Clark v. Foust-Graham
North Carolina Court of Appeals
615 S.E.2d 398 (2005)
Wesley Foust-Graham (defendant) and James Lester Goodwin married on April 12, 2002, when Foust-Graham was 40 years old and Goodwin was 80. Kelly Clark (plaintiff), Goodwin’s adult daughter, filed an action as Goodwin’s guardian ad litem to annul the marriage on the grounds of incompetency, lack of consent, undue influence, and impotence. After Goodwin died on October 23, 2003, Clark filed a motion to substitute herself as an executrix of Goodwin’s estate and beneficiary entitled to take under his will.
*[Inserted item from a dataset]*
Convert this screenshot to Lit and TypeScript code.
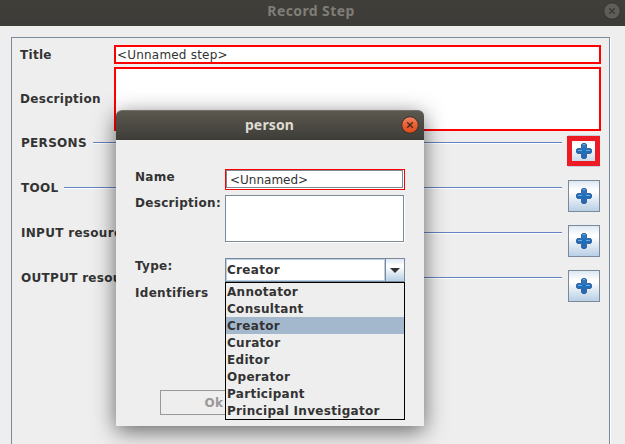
import { LitElement, html, css } from "lit";
import { customElement, property } from "lit/decorators.js";

@customElement("close-button")
class CloseButton extends LitElement {
  @property({ type: Boolean, reflect: true }) active = false;
  static styles = css`
    :host { display: block; width: 18px; height: 18px; }
    svg { display: block; }
    .disc { fill: #5f5d57; stroke: #34332e; }
    .mark { stroke: #393832; stroke-width: 1.3; fill: none; }
    :host([active]) .disc { fill: url(#warm); stroke: #33302a; }
    :host([active]) .mark { stroke: #3c2a1c; }
  `;
  render() {
    return html`<svg width="18" height="18" viewBox="0 0 18 18">
      <defs><linearGradient id="warm" x1="0" y1="0" x2="0" y2="1">
        <stop offset="0" stop-color="#f58462"/><stop offset=".5" stop-color="#ea6035"/><stop offset="1" stop-color="#df4a16"/>
      </linearGradient></defs>
      <circle class="disc" cx="9" cy="9" r="8.3"/>
      <path class="mark" d="M6.2 6.2 11.8 11.8M11.8 6.2 6.2 11.8"/>
    </svg>`;
  }
}

@customElement("add-button")
class AddButton extends LitElement {
  @property({ type: Boolean, reflect: true }) marked = false;
  static styles = css`
    :host { display: block; position: relative; width: 32px; height: 32px; }
    .face {
      box-sizing: border-box; width: 32px; height: 32px; padding: 3px;
      border: 1px solid #7a8a99;
      background: linear-gradient(#dde8f3 0, #fff 30%, #fff 36%, #b8cfe5 100%);
    }
    :host([marked]) .face { border-color: #c4cedd; }
    .ring {
      position: absolute; left: -1px; top: 1px; box-sizing: border-box;
      width: 33px; height: 30px; border: 5px solid #ed1c24;
    }
    svg { display: block; }
  `;
  render() {
    return html`<div class="face"><svg width="24" height="24" viewBox="0 0 24 24">
        <defs><linearGradient id="blue" x1="0" y1="0" x2="0" y2="1">
          <stop offset="0" stop-color="#3b7cc0"/><stop offset=".5" stop-color="#1d6fbb"/><stop offset="1" stop-color="#2a66ad"/>
        </linearGradient></defs>
        <path d="M10.5 4.5H13.500L14.500 5.500V9.500H18.500L19.500 10.500V13.500L18.500 14.500H14.500V18.500L13.500 19.500H10.500L9.500 18.500V14.500H5.500L4.500 13.500V10.500L5.500 9.500H9.500V5.500Z"
          fill="url(#blue)" stroke="#3a659f"/>
        <path d="M6 11.500H10M14 11.500H18M11 5.500H13" stroke="#74a9dc" fill="none"/>
      </svg></div>
      ${this.marked ? html`<div class="ring"></div>` : ""}`;
  }
}

@customElement("person-dialog")
class PersonDialog extends LitElement {
  private types = ["Annotator", "Consultant", "Creator", "Curator", "Editor", "Operator", "Participant", "Principal Investigator"];
  static styles = css`
    :host {
      display: block; width: 308px; height: 316px; background: #eee;
      border-radius: 6px 6px 0 0;
      box-shadow: 0 5px 22px rgba(0,0,0,.58);
    }
    .bar {
      display: grid; grid-template-columns: 28px 1fr 28px; align-items: center; height: 30px;
      box-sizing: border-box; border-radius: 6px 6px 0 0; border-top: 1px solid #74716a;
      background: linear-gradient(#5b584f, #3d3c37);
    }
    .bar close-button { margin: -1px 0 0 5px; }
    .title {
      grid-column: 2; text-align: center; color: #dfdbd2; margin: -1px 1px 0 0;
      font: bold 14px/20px "Noto Sans", "Open Sans", sans-serif; letter-spacing: .15px;
    }
    .form { display: grid; grid-template-columns: 90px 180px; padding: 29px 0 0 19px; }
    label { display: block; line-height: 16px; white-space: nowrap; }
    .input { box-sizing: border-box; height: 21px; border: 1px solid red; background: #fff; }
    .inner {
      box-sizing: border-box; height: 18px; width: 177px; border: 1px solid #7a8a99;
      padding-left: 3px; font-weight: normal; line-height: 18px; letter-spacing: 0;
    }
    .area {
      box-sizing: border-box; width: 179px; height: 47px; border: 1px solid #7a8a99;
      background: #fff; box-shadow: 1px 1px #fff;
    }
    .combo { box-sizing: border-box; height: 24px; display: flex; border: 1px solid #7a8a99; }
    .value {
      flex: 1; box-sizing: border-box; border: 1px solid #b8cfe5; background: #fff; line-height: 21px;
    }
    .drop {
      width: 18px; border-left: 1px solid #7a8a99; display: grid; place-items: center;
      background: linear-gradient(#dde8f3 0, #fff 30%, #fff 36%, #b8cfe5 100%);
    }
    .pick { position: relative; height: 24px; }
    .list {
      position: absolute; left: 0; top: 24px; box-sizing: border-box; width: 180px;
      border: 1px solid #000; background: #eee;
    }
    .item { height: 17px; line-height: 19px; padding-left: 1px; white-space: nowrap; }
    .item.on { background: #a3b8cc; }
    .short { height: 26px; }
    .tall { height: 63px; }
    .ident { padding-top: 3px; grid-column: 1; }
    .ok {
      box-sizing: border-box; width: 108px; height: 25px; margin: 89px 0 0 44px;
      border: 1px solid #999; color: #999; line-height: 24px; text-align: center;
    }
  `;
  render() {
    return html`
      <div class="bar"><span class="title">person</span><close-button active></close-button></div>
      <div class="form">
        <label>Name</label><div class="short"><div class="input"><div class="inner">&lt;Unnamed&gt;</div></div></div>
        <label>Description:</label><div class="tall"><div class="area"></div></div>
        <label>Type:</label>
        <div class="pick">
          <div class="combo"><div class="value">Creator</div>
            <div class="drop"><svg width="10" height="5"><path d="M0 0h10L5 5z" fill="#333"/></svg></div></div>
          <div class="list">${this.types.map(t => html`<div class="item ${t === "Creator" ? "on" : ""}">${t}</div>`)}</div>
        </div>
        <label class="ident">Identifiers</label>
      </div>
      <div class="ok">Ok</div>`;
  }
}

@customElement("app-root")
class AppRoot extends LitElement {
  static styles = css`
    :host {
      display: block; position: relative; width: 625px; height: 444px; overflow: hidden;
      background: #eee; color: #333; font: bold 12px "DejaVu Sans", sans-serif; letter-spacing: .3px;
    }
    .bar {
      height: 26px; display: grid; grid-template-columns: 26px 1fr 26px; align-items: center;
      background: linear-gradient(#403f3a, #3c3b37);
    }
    .bar close-button { margin: -4px 0 0 4px; }
    .title {
      grid-column: 2; text-align: center; color: #807d78; margin: -4px 3px 0 0;
      font: bold 14px/20px "Noto Sans", "Open Sans", sans-serif; letter-spacing: .4px;
    }
    .panel {
      box-sizing: border-box; width: 599px; height: 420px; margin: 11px 0 0 11px;
      border: 1px solid #7a8a99; box-shadow: 1px 1px #fff;
      padding: 7px 8px 0;
    }
    .field { display: grid; grid-template-columns: 94px 487px; align-items: center; }
    .box { box-sizing: border-box; border: 2px solid red; background: #fff; }
    .one { height: 19px; line-height: 16px; font-weight: normal; letter-spacing: .2px; padding-left: 1px; }
    .many { height: 64px; }
    .gap { margin-top: 3px; }
    .sections { padding: 4px 1px 0 1px; }
    .section { display: flex; align-items: flex-start; height: 45px; white-space: nowrap; }
    .section span { line-height: 16px; }
    .rule { flex: 1; height: 1px; margin: 7px 6px 0 6px; background: #6382bf; box-shadow: 0 1px #fff; }
    person-dialog { position: absolute; left: 116px; top: 110px; }
  `;
  render() {
    return html`
      <div class="bar"><span class="title">Record Step</span><close-button></close-button></div>
      <div class="panel">
        <div class="field"><span>Title</span><div class="box one">&lt;Unnamed step&gt;</div></div>
        <div class="field gap"><span>Description</span><div class="box many"></div></div>
        <div class="sections">
          ${["PERSONS", "TOOL", "INPUT resources", "OUTPUT resources"].map((s, i) => html`
            <div class="section"><span>${s}</span><i class="rule"></i><add-button ?marked=${i === 0}></add-button></div>`)}
        </div>
      </div>
      <person-dialog></person-dialog>`;
  }
}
The trial court permitted Clark to become an executrix of Goodwin’s estate but denied her motion to be substituted as a beneficiary to Goodwin’s will. At trial, Clark presented evidence and testimony that Goodwin was exhibiting signs of Stage II dementia and Alzheimer’s disease and that Goodwin would have gone along with Foust-Graham’s sexual advances. Foust-Graham presented evidence that Goodwin freely consented to marriage and she and Goodwin successfully engaged in sexual intercourse during the marriage. The jury found that Foust-Graham procured the marriage to Goodwin by exerting undue influence upon him. Foust-Graham appealed to the North Carolina Court of Appeals.